Sorensen, an expert in 18th- and 19th-century cooking methods used by Virginia housewives and slaves, including those who cooked for Thomas Jefferson, has published two collections of reinterpreted recipes from an 1824 cookbook, “Through the Seasons: A Garden of Recipes from The Virginia House-Wife” and “Through the Seasons: A Baker’s Dozen of Breads and Sweets from The Virginia House-Wife.”
In her talk Wednesday, Sorensen described each dish served at that 1796 dinner at Blodget’s plantation, listing the likely ingredients, the complex web of commerce that was required, and the enslaved labor involved in all steps of preparation and service.
“Boiled beef, a plain name for what would have been more of a French style … braised beef,” Sorensen said. “The beef likely came from the farm at Cawsons. The cattle were raised there, we know, from a later [diary] entry in which Martha expresses her conviction that her slaves had stolen and eaten one of her stock.”
“[Also in the recipe were] cloves, black pepper, mace, bay leaf, oranges and the red and white wines that dressed the dish.

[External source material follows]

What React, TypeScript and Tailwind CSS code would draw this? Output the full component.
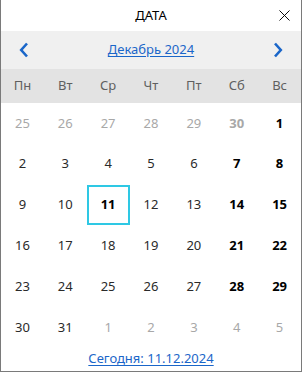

All had to come via the international Atlantic market,” she said. “Even the homemade walnut ketchup, used to enrich the flavor, called for imported allspice, cloves, black pepper and mace.”
In the kitchen, the meal would have been prepared by an enslaved cook, supported by a team of enslaved kitchen workers.
“Cooks who had the skill and expertise to work day after day producing the kinds of meals served at Cawsons were an expensive item, much sought after and bragged about,” Sorensen said. “Despite their enslavement, they had to possess the ability to run a tight kitchen, to teach, and to order scullions, apprentices and other house [and] yard servants in their duties, to remember many recipes and to follow the mistress’ directions accurately.
“The cook in the elite household had to understand how and where each dish was to be placed on the dining table, how to dress each dish properly with the appropriate sauce or other decorations. They certainly understood that upon their skills rested the reputation of the mistress and her housekeeping skills,” she said. “Well through the antebellum period, cooks were highly prized commodities. Masters and mistresses exchanged letters about the availability and cost of purchasing good cooks.”
It is not known if the cook at Cawsons was literate, Sorensen said, noting that a plantation’s mistress would likely read recipes aloud while the cook worked, particularly for new or complicated dishes. Blodget’s diary does not name the enslaved cook, though there was an enslaved man named Cook at Cawsons.
“Good cooks, of course, kept their own internal cookbook, a head full of recipes and techniques. Whether Martha’s cooks could read, or learned to read but kept such skills to themselves, is an open question,” she said. “We do know that French-trained chef James Hemings [at Monticello] was literate, for in a beautifully legible hand, he wrote out a one-page inventory of the utensils in the Jefferson kitchen in 1796.”
In the dining room, service would have been overseen by an enslaved butler, Sorensen said.
“Almost as important as the cook in the efficient running of any elite household was the butler or houseman,” she said. “A butler's discretion and trustworthiness was invaluable to the smooth running of the establishment. He opened the doors to greet guests. He led them to the proper place in the house according to their status, which of course he had to be well aware. Often [he would] serve at table and supervise the proper setting of the table by the other house servants.”
Through the labor of enslaved people, the elaborate meal preparation and service would likely have been replicated each day, unless Blodget dined away from home.
“Martha needed the work of, at least, a butler, a waiter, the waiting boy, the cook, at least two scullions, sometimes an older woman and sometimes a younger person in the kitchen, and a gardener who knew the routine of the house and the layout of the gardens and where things were, in order to have this steady rhythm of meals that could be served every day,” she said. “And we don't know how these duties overlapped, how many jobs each person might have.”
Beyond the daily labor of enslaved people in the house, meals such as the one Sorensen described would have only been possible from enslaved labor going back years.
“The interplay of humans and material goods necessary to produce Martha's March meal began in some cases many years before,” she said. “The development of the land, the building of the outbuildings and the house. The buying of African-born slaves and the births of the young laborers and their training were events that had taken place over several decades.”